━━━ Data supplied
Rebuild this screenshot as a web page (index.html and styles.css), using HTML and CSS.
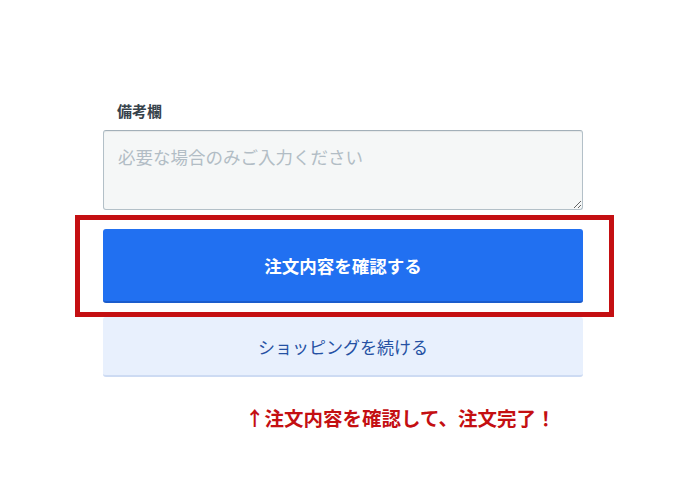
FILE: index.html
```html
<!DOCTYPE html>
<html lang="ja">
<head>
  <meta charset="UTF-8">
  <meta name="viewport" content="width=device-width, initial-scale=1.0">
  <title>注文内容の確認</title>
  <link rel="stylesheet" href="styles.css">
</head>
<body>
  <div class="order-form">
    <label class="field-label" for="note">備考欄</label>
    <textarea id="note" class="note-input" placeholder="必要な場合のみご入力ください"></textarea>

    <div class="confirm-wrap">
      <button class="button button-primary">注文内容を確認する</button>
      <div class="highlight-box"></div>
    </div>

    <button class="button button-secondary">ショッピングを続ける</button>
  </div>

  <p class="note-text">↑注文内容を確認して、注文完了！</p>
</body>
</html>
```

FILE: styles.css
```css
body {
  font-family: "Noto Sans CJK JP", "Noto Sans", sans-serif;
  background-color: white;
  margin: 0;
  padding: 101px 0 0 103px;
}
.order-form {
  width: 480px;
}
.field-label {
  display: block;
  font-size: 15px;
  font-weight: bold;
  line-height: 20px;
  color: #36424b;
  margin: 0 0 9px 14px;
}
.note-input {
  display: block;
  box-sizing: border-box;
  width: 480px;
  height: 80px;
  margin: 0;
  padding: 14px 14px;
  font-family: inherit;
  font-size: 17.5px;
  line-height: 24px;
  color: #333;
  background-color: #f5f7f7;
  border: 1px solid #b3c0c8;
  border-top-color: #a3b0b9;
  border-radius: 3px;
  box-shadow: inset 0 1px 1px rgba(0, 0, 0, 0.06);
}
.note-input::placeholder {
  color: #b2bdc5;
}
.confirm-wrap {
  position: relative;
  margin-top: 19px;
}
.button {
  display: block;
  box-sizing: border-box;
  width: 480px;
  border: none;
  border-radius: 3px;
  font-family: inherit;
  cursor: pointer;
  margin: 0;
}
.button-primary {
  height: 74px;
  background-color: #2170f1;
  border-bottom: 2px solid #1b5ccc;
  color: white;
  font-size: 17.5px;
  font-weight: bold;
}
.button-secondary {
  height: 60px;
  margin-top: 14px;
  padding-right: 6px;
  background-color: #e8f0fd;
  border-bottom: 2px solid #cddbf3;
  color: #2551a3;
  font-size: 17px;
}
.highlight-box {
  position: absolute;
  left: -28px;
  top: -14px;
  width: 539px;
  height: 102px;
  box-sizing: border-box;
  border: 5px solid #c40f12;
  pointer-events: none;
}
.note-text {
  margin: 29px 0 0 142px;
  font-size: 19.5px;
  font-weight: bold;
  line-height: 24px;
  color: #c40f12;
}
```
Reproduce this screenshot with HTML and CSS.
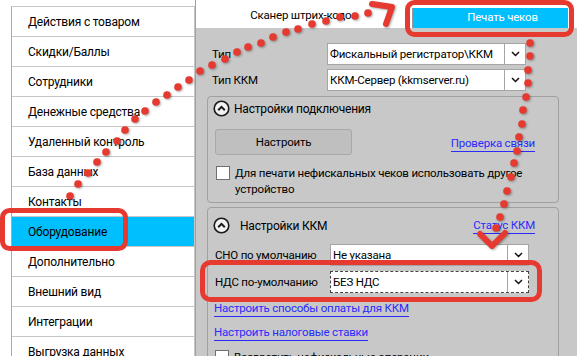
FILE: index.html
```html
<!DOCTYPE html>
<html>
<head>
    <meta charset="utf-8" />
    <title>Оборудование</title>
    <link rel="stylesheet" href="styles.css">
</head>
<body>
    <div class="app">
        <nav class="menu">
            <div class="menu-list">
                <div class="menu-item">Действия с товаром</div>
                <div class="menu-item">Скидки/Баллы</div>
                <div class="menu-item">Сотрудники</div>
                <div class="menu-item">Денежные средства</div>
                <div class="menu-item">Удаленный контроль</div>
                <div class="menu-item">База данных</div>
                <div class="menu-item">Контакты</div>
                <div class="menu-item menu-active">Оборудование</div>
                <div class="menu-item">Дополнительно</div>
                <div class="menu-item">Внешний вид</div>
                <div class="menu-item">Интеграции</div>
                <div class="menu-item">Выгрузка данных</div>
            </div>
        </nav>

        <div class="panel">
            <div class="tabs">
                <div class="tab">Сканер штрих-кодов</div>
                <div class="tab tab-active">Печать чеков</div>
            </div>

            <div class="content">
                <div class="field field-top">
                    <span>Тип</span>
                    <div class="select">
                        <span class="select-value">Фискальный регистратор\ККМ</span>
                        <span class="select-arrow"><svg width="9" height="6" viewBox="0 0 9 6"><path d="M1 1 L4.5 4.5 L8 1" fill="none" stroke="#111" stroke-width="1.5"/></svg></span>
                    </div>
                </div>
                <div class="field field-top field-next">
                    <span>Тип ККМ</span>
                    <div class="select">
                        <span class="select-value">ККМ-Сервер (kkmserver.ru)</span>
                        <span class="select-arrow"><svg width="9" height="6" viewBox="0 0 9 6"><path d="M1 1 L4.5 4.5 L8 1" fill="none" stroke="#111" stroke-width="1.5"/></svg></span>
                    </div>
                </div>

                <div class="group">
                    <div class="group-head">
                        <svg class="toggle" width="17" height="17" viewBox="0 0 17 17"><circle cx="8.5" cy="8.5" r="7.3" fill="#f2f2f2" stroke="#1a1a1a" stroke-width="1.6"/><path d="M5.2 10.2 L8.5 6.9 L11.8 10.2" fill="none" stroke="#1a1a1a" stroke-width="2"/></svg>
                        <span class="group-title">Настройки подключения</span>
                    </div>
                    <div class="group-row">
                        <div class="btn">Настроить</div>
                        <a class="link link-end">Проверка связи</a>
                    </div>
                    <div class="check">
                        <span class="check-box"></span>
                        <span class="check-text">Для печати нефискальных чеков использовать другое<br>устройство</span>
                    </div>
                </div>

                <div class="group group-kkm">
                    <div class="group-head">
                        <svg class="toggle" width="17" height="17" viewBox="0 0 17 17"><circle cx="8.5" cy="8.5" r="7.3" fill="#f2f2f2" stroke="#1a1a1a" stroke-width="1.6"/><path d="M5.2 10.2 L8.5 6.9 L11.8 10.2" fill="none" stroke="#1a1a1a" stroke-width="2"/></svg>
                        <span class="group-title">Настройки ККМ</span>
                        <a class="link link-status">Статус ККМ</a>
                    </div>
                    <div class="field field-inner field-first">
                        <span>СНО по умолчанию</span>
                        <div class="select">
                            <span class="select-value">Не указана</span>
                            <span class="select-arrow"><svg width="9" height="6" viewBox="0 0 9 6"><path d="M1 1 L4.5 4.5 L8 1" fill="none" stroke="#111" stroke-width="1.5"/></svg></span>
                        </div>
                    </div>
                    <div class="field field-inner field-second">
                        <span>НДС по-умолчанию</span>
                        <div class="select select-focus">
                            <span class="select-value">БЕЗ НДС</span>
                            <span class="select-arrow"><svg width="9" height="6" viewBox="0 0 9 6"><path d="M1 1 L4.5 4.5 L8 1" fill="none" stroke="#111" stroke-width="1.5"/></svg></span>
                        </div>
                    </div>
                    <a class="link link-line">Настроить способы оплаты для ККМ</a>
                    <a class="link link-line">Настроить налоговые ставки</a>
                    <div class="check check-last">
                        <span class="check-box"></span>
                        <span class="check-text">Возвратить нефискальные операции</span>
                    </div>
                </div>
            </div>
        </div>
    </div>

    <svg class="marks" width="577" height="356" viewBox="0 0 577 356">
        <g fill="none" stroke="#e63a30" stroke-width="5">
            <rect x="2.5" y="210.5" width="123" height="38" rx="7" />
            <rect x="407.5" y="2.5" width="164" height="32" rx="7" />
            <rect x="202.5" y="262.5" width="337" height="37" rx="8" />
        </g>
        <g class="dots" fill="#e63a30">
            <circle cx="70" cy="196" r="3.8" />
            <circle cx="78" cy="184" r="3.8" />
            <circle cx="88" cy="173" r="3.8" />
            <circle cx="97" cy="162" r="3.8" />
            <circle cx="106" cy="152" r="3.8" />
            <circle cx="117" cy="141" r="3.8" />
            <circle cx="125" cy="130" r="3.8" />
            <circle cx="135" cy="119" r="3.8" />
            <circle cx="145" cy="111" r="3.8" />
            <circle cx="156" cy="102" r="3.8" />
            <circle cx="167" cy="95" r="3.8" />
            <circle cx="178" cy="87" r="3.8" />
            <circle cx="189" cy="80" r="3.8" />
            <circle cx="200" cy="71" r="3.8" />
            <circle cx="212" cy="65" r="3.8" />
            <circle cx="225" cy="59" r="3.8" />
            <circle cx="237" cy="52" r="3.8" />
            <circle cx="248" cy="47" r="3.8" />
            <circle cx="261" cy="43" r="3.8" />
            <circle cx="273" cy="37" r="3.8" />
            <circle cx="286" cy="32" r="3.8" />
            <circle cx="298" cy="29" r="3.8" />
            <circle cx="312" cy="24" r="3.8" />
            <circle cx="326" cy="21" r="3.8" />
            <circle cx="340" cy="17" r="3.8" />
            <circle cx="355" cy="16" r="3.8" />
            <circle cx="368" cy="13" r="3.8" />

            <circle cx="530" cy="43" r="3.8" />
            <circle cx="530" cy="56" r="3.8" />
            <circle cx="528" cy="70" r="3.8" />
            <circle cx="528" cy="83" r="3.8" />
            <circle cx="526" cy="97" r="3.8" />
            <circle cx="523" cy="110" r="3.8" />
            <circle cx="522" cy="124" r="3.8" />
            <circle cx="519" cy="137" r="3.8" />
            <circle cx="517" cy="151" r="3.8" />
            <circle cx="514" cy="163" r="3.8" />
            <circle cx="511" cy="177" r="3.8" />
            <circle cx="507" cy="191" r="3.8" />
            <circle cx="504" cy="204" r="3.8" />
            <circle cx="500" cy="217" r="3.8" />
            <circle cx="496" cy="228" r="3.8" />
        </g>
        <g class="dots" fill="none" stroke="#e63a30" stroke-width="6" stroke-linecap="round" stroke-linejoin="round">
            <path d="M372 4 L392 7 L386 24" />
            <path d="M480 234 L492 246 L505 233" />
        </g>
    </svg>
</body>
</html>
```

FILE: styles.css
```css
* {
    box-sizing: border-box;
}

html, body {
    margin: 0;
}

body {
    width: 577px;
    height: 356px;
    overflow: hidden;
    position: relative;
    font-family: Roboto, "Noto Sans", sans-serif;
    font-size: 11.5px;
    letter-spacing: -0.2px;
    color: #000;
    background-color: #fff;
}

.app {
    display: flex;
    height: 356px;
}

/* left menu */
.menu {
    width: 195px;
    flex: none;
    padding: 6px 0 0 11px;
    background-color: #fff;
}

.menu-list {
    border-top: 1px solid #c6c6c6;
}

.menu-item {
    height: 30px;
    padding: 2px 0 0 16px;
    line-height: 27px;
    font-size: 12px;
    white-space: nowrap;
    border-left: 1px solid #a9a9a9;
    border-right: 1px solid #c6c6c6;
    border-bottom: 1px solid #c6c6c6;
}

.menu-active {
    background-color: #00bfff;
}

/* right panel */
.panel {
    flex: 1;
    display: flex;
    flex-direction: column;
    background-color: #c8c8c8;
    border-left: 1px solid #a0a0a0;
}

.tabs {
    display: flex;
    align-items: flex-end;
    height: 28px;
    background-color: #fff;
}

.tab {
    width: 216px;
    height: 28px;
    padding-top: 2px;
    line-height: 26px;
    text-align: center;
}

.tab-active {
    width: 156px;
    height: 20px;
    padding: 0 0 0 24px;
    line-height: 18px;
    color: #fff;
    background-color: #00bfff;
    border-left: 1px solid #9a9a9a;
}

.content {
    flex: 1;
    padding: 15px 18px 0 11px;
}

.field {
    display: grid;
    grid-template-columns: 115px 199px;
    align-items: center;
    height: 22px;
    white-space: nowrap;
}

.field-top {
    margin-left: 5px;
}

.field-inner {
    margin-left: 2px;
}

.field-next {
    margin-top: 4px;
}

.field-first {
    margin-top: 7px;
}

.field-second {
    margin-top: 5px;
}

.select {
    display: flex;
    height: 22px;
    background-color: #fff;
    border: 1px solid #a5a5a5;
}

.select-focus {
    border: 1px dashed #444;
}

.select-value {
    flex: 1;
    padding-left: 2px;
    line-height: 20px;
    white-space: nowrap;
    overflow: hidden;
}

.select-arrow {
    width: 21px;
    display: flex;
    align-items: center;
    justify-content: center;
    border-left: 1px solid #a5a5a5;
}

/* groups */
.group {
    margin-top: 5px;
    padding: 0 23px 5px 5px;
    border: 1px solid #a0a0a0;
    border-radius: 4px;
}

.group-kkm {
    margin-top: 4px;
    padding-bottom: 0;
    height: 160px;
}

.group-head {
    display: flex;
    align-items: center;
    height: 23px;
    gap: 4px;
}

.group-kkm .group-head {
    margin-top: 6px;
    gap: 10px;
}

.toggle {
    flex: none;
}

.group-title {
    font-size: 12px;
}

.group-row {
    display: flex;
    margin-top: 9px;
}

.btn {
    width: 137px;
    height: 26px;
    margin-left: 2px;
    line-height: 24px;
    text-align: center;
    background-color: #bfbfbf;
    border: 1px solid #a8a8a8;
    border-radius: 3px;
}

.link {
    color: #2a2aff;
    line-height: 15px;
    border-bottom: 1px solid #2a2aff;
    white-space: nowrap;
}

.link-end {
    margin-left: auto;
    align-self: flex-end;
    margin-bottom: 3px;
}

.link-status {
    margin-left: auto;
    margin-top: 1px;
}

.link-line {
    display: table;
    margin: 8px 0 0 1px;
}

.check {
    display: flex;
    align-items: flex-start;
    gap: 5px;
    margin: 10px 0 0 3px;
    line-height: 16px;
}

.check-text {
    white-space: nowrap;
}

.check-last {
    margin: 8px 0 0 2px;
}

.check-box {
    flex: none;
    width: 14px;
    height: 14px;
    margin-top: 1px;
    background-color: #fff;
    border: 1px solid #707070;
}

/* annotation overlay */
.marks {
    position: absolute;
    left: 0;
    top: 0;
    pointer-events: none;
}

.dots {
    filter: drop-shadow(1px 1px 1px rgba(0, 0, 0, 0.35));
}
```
━━━━━━
Identify the lines that hold the word "this". Copy every one of them.

__Exercise solution__
Rebuild this screenshot as a web page (index.html and styles.css), using HTML and CSS.
Reproduce this screenshot with HTML and CSS.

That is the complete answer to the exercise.